To find the domain of the function \( f(x) = \sin^{-1}(4x + 3) \), we need to ensure that the argument of the inverse sine function lies within its valid range. The domain of \( \sin^{-1}(x) \) is defined for \( x \) in the interval \([-1, 1]\).

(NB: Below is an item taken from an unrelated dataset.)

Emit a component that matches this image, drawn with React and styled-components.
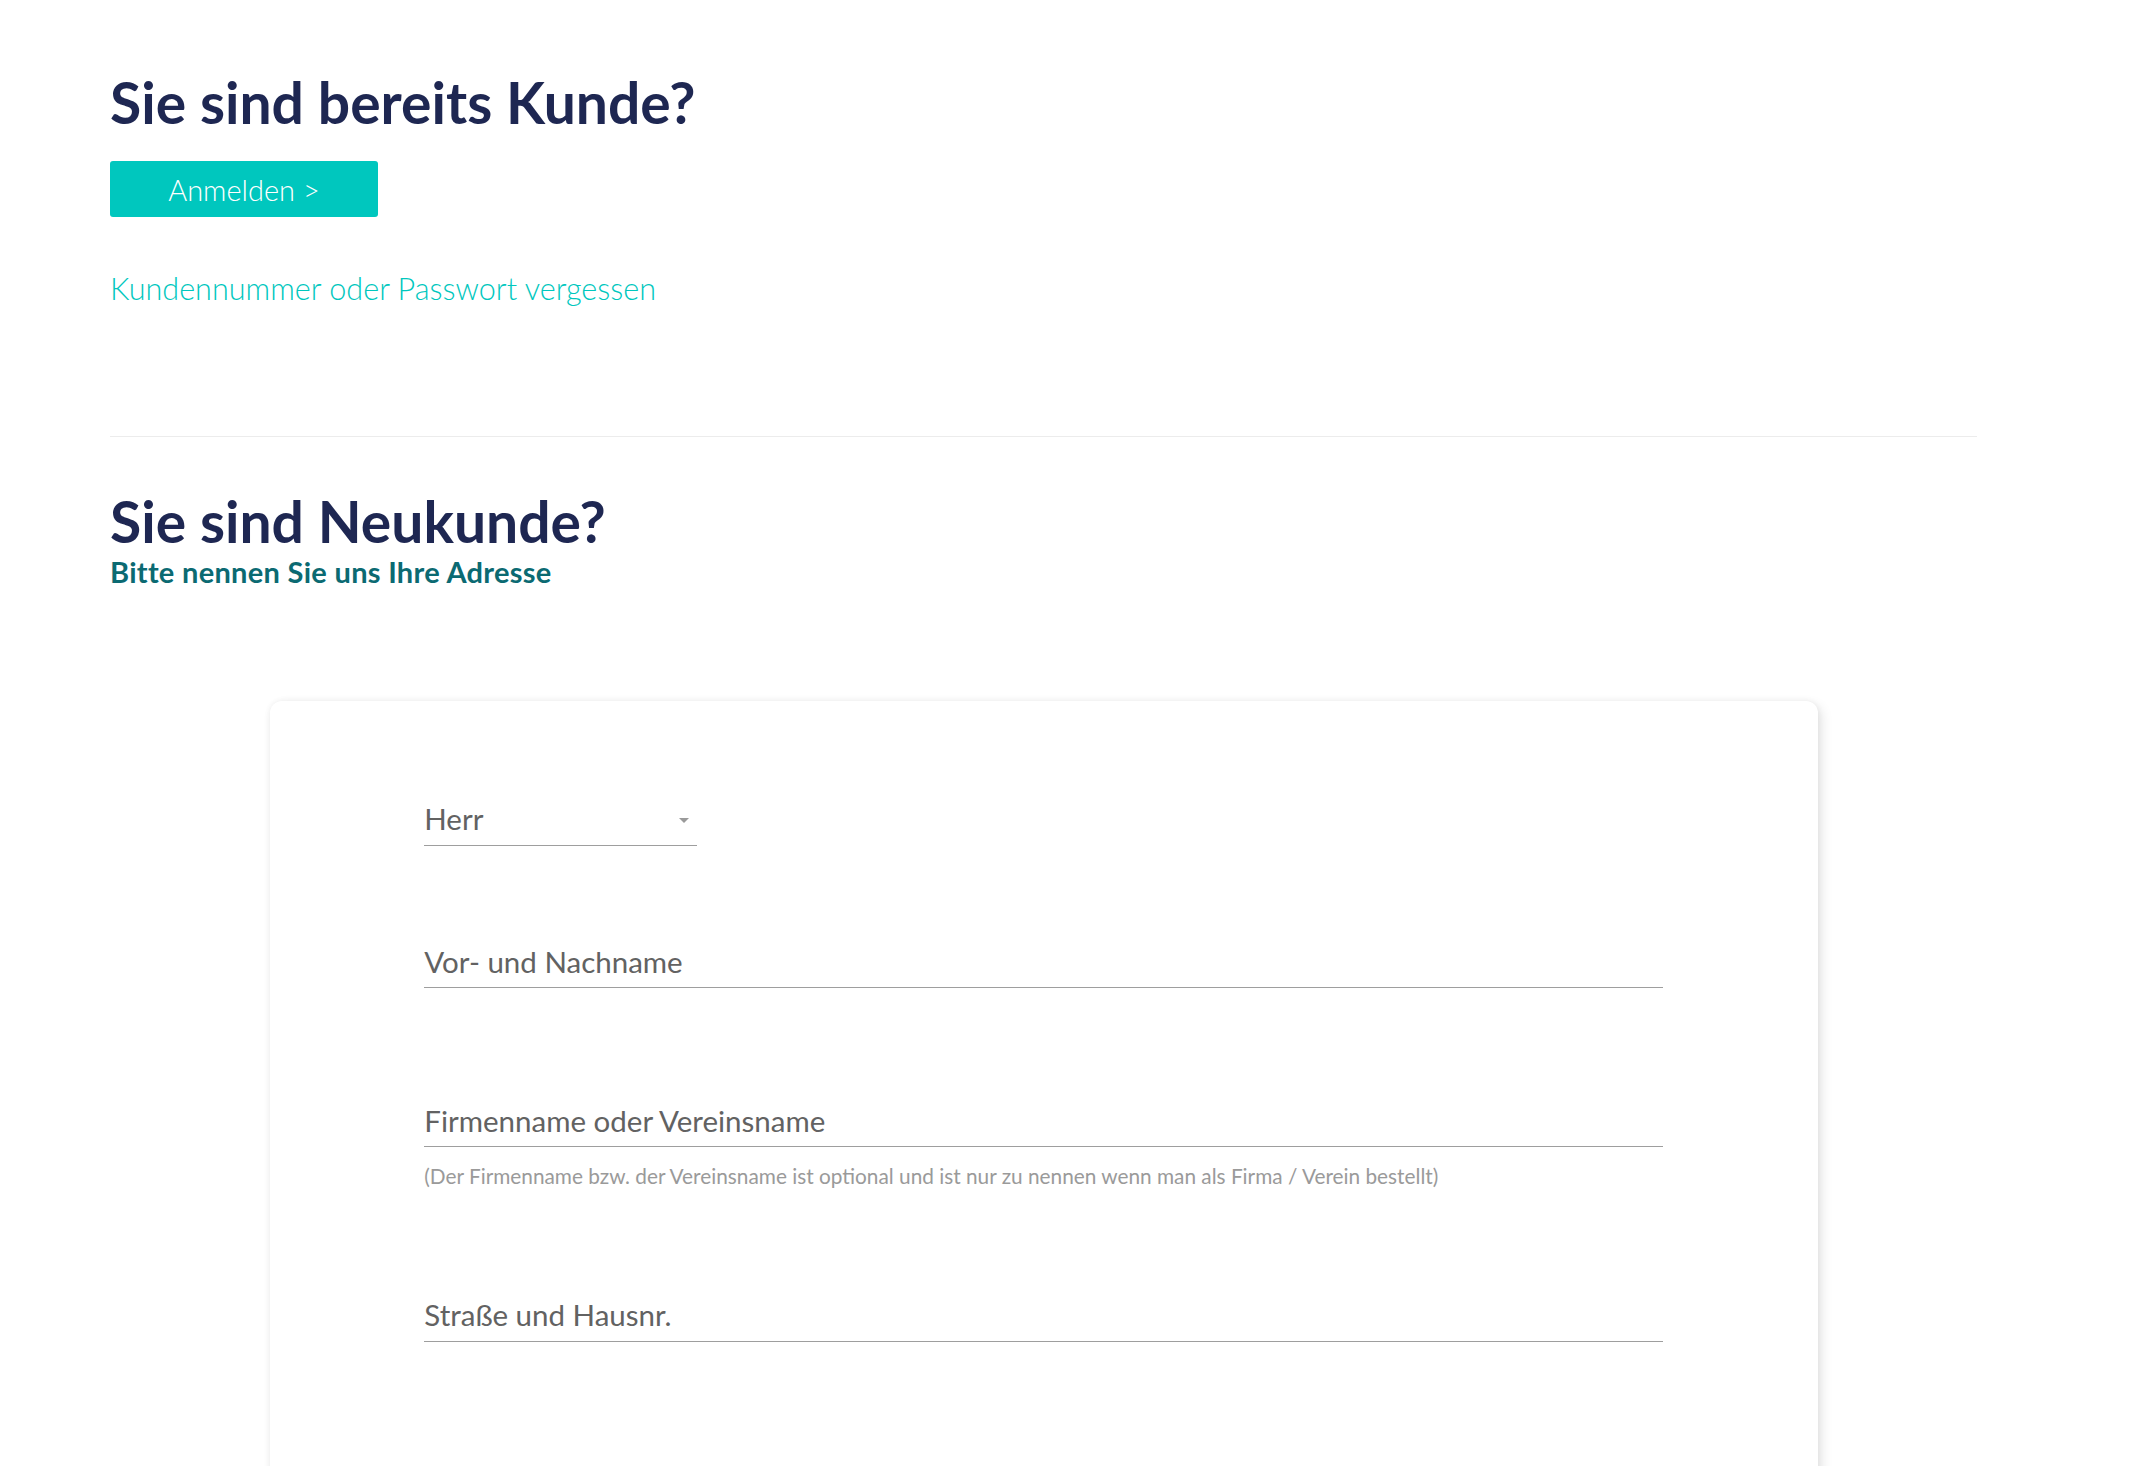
import styled, { createGlobalStyle } from "styled-components";

const GlobalStyle = createGlobalStyle`
  * {
    box-sizing: border-box;
  }

  body {
    margin: 0;
    background: #ffffff;
    font-family: Lato, "Open Sans", sans-serif;
  }
`;

const Page = styled.main`
  padding: 68px 163px 80px 110px;
`;

const Section = styled.section`
  display: flex;
  flex-direction: column;
  align-items: flex-start;
`;

const Title = styled.h1`
  margin: 0;
  color: #1e2752;
  font-size: 57px;
  font-weight: 700;
  line-height: 1.2;
`;

const Subtitle = styled.h2`
  margin: 0;
  color: #0b6a72;
  font-size: 29px;
  font-weight: 700;
  letter-spacing: 0.3px;
  line-height: 1.16;
`;

const LoginButton = styled.button`
  margin-top: 25px;
  width: 268px;
  height: 56px;
  border: none;
  border-radius: 3px;
  background-color: #00c7be;
  color: #ffffff;
  font-family: inherit;
  font-size: 29px;
  font-weight: 300;
  cursor: pointer;
`;

const ForgotLink = styled.a`
  margin-top: 54px;
  color: #00c7be;
  font-size: 30.6px;
  font-weight: 300;
  line-height: 1.2;
  text-decoration: none;
  cursor: pointer;
`;

const Divider = styled.hr`
  margin: 128px 0 50px;
  border: none;
  border-top: 1px solid #ececec;
`;

const Card = styled.div`
  max-width: 1548px;
  margin: 112px auto 0;
  padding: 100px 0 260px;
  background: #ffffff;
  border-radius: 12px;
  box-shadow: 0 0 6px rgba(0, 0, 0, 0.06), 4px 4px 12px rgba(0, 0, 0, 0.1);
`;

const Form = styled.form`
  width: 80%;
  margin: 0 auto;
  display: flex;
  flex-direction: column;
`;

const Field = styled.div`
  margin-top: ${(p) => p.$space || 0}px;
  width: ${(p) => (p.$narrow ? "273px" : "100%")};
  display: flex;
  align-items: center;
  justify-content: space-between;
  padding-bottom: 8px;
  border-bottom: 1px solid #9e9e9e;
  color: #626262;
  font-size: 29.5px;
  font-weight: 400;
  line-height: 1.2;
`;

const Arrow = styled.svg`
  margin-right: 8px;
  margin-top: 4px;
`;

const Hint = styled.p`
  margin: 17px 0 0;
  color: #9a9a9a;
  font-size: 20.8px;
  line-height: 1.2;
`;

const fields = [
  { label: "Vor- und Nachname", space: 98 },
  {
    label: "Firmenname oder Vereinsname",
    space: 115,
    hint: "(Der Firmenname bzw. der Vereinsname ist optional und ist nur zu nennen wenn man als Firma / Verein bestellt)",
  },
  { label: "Straße und Hausnr.", space: 108 },
];

export default function App() {
  return (
    <>
      <GlobalStyle />
      <Page>
        <Section>
          <Title>Sie sind bereits Kunde?</Title>
          <LoginButton>Anmelden &gt;</LoginButton>
          <ForgotLink>Kundennummer oder Passwort vergessen</ForgotLink>
        </Section>

        <Divider />

        <Section>
          <Title>Sie sind Neukunde?</Title>
          <Subtitle>Bitte nennen Sie uns Ihre Adresse</Subtitle>
        </Section>

        <Card>
          <Form>
            <Field $narrow>
              <span>Herr</span>
              <Arrow width="10" height="5" viewBox="0 0 10 5">
                <path d="M0 0 L10 0 L5 5 Z" fill="#9a9a9a" />
              </Arrow>
            </Field>
            {fields.map((f) => (
              <div key={f.label}>
                <Field $space={f.space}>
                  <span>{f.label}</span>
                </Field>
                {f.hint && <Hint>{f.hint}</Hint>}
              </div>
            ))}
          </Form>
        </Card>
      </Page>
    </>
  );
}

Therefore, we need to solve the inequality: \[ -1 \leq 4x + 3 \leq 1 \] ### Step 1: Break the inequality into two parts We can break this compound inequality into two separate inequalities: 1. \( 4x + 3 \geq -1 \) 2. \( 4x + 3 \leq 1 \) ### Step 2: Solve the first inequality Starting with the first inequality: \[ 4x + 3 \geq -1 \] Subtract 3 from both sides: \[ 4x \geq -1 - 3 \] \[ 4x \geq -4 \] Now, divide both sides by 4: \[ x \geq -1 \] ### Step 3: Solve the second inequality Now, let's solve the second inequality: \[ 4x + 3 \leq 1 \] Subtract 3 from both sides: \[ 4x \leq 1 - 3 \] \[ 4x \leq -2 \] Now, divide both sides by 4: \[ x \leq -\frac{1}{2} \] ### Step 4: Combine the results Now we combine the results from both inequalities: \[ -1 \leq x \leq -\frac{1}{2} \] ### Conclusion Thus, the domain of the function \( f(x) = \sin^{-1}(4x + 3) \) is: \[ [-1, -\frac{1}{2}] \]